Tra i tanti protagonisti emergono figure con soprannomi descrittivi, come Piccerella, Spingula, Lacerta, un modo per identificare con ironia e immediatezza tratti caratteriali o fisici. Questi soprannomi aiutano a restituire l’immagine di una famiglia osservata da fuori, dove ogni membro porta con sé una storia e un’identità riconoscibile nei piccoli dettagli.

Un personaggio particolarmente sfortunato è Nicola, la cui malasorte non viene scacciata neanche dalle arti magiche di una moglie sudamericana, ricca di riferimenti al realismo magico latinoamericano. Questa influenza letteraria si sposa con le atmosfere del romanzo, aggiungendo una sfumatura ironica e surreale.

Tra i fratelli spicca Lucia, una donna più acuta degli altri, che si impegna per migliorarsi ma si muove anche in territori ambigui. Lei diventa un punto di riferimento culturale della città e sembra incarnare lo spirito di Napoli: resiliente, adattabile, in grado di trasformare critiche e maldicenze in una sorta di forza.

Fantasmi e tradizioni napoletane: il rapporto con l’aldilà nel racconto familiare

Il racconto evoca anche figure soprannaturali come la “zia Rosalba”, un fantasma che non appartiene davvero alla famiglia ma viene comunque chiamato così. Questo elemento richiama la tradizione napoletana, in cui i vivi dialogano spesso con i morti, senza distinzione precisa sulla stirpe o sulla parentela. Il fantasma diventa così parte di una narrazione più ampia, in cui il confine tra reale e immaginario si assottiglia e la storia di famiglia si arricchisce di presenze invisibili ma influenti.
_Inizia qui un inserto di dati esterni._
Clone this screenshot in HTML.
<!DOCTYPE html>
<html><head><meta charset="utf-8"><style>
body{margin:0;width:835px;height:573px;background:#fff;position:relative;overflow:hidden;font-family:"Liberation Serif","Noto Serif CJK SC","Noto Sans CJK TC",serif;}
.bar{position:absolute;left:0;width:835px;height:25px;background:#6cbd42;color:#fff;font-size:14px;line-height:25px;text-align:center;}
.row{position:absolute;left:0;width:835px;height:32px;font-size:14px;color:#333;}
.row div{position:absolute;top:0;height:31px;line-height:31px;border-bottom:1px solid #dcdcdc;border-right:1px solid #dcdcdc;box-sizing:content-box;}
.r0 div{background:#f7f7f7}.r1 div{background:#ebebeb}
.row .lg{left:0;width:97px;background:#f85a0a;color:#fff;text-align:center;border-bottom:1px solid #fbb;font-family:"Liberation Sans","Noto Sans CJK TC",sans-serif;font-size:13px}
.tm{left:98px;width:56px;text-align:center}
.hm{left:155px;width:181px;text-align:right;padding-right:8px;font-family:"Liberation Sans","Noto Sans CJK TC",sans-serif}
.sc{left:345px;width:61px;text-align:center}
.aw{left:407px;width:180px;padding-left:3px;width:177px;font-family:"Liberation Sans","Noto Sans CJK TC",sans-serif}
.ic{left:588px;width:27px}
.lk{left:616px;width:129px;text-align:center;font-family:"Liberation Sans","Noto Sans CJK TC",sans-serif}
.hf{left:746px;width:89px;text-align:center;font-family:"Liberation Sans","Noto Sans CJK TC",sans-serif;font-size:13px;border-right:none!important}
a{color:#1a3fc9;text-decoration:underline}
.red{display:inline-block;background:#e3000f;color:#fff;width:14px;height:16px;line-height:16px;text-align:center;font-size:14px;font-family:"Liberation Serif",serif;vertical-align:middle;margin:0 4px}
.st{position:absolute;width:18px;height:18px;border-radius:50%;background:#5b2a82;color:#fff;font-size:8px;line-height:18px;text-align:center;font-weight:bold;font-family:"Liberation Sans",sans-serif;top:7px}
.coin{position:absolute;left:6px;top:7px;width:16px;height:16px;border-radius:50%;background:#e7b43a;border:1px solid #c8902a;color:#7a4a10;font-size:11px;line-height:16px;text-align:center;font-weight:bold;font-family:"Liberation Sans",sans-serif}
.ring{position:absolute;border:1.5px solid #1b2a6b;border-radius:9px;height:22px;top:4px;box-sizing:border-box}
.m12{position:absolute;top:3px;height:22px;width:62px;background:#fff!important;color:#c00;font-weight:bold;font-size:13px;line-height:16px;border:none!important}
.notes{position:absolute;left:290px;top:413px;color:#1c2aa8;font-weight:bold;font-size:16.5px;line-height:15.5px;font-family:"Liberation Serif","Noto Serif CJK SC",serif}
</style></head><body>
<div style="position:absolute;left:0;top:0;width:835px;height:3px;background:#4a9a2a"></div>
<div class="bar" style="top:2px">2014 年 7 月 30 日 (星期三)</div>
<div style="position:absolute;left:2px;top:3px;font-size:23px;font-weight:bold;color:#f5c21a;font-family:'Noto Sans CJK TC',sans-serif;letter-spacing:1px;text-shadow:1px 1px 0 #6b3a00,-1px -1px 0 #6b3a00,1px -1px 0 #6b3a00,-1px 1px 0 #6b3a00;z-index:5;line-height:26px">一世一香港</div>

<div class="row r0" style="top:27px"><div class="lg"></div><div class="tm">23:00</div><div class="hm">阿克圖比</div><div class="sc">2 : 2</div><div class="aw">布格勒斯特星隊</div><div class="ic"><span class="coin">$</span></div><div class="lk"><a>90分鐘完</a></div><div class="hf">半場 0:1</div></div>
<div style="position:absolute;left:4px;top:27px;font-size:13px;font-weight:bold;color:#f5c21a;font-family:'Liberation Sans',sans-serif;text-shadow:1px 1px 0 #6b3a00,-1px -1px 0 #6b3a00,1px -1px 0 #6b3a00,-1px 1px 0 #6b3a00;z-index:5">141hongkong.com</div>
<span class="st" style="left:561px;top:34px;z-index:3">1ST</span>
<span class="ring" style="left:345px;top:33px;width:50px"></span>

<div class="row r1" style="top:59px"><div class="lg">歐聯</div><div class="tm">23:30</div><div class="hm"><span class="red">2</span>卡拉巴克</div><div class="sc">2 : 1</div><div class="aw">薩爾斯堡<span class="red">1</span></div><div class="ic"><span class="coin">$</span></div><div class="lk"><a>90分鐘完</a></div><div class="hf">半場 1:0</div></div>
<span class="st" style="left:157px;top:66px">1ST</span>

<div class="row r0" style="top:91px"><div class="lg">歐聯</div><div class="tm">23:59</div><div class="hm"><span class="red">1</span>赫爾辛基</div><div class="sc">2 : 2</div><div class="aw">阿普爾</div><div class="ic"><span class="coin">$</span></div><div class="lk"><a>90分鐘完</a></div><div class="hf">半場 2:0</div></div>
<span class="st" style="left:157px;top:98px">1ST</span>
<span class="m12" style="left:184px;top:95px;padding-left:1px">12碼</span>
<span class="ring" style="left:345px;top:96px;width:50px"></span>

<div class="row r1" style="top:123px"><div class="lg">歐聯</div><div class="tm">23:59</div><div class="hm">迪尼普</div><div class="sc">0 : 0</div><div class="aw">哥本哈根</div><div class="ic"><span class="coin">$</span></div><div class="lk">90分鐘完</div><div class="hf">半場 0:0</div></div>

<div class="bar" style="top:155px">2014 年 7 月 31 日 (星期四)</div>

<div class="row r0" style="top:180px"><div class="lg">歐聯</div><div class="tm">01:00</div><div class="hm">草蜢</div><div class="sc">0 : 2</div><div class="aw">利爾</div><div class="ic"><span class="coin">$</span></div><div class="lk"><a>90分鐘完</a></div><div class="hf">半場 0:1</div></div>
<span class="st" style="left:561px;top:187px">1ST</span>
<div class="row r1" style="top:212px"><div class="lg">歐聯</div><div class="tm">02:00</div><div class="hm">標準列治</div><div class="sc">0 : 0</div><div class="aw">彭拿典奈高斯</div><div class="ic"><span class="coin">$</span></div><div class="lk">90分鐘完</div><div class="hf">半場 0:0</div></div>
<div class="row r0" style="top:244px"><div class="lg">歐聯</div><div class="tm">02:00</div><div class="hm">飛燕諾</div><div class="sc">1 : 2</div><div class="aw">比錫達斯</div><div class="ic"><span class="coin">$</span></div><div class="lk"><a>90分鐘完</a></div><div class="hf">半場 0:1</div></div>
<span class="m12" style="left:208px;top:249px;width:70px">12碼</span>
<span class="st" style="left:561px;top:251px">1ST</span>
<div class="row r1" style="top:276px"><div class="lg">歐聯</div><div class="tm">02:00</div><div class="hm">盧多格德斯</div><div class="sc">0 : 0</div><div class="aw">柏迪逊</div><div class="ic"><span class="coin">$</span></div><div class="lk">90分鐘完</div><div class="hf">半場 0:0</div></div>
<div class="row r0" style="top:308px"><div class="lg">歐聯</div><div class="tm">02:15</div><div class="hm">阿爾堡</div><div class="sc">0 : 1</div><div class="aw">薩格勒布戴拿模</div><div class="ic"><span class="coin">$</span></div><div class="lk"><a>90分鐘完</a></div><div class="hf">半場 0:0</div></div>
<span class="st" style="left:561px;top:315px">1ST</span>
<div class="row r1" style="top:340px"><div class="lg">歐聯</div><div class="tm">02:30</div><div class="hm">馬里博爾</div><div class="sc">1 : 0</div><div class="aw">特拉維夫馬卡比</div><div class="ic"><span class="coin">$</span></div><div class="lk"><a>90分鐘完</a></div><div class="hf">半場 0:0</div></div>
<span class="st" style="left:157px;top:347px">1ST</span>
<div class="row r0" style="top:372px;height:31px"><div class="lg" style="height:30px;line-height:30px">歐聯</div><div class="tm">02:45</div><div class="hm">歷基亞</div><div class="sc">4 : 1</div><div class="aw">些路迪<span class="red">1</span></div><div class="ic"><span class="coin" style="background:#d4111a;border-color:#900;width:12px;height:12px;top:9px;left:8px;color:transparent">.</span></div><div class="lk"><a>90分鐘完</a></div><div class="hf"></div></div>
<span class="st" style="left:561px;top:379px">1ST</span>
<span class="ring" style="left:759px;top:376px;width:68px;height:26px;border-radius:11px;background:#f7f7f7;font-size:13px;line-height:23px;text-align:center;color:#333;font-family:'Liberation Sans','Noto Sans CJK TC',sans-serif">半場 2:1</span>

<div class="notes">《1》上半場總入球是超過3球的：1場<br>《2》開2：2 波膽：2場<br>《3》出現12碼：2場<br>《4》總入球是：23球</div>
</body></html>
L’inserimento di questa dimensione metterà in rilievo come la memoria si conserva anche attraverso racconti che coinvolgono il soprannaturale, mantenendo vivo il legame delle generazioni passate con quelle presenti. Questo affascinante intreccio rende il romanzo una testimonianza interessante della cultura campana e di certe radici popolari ancora vive nel 2025.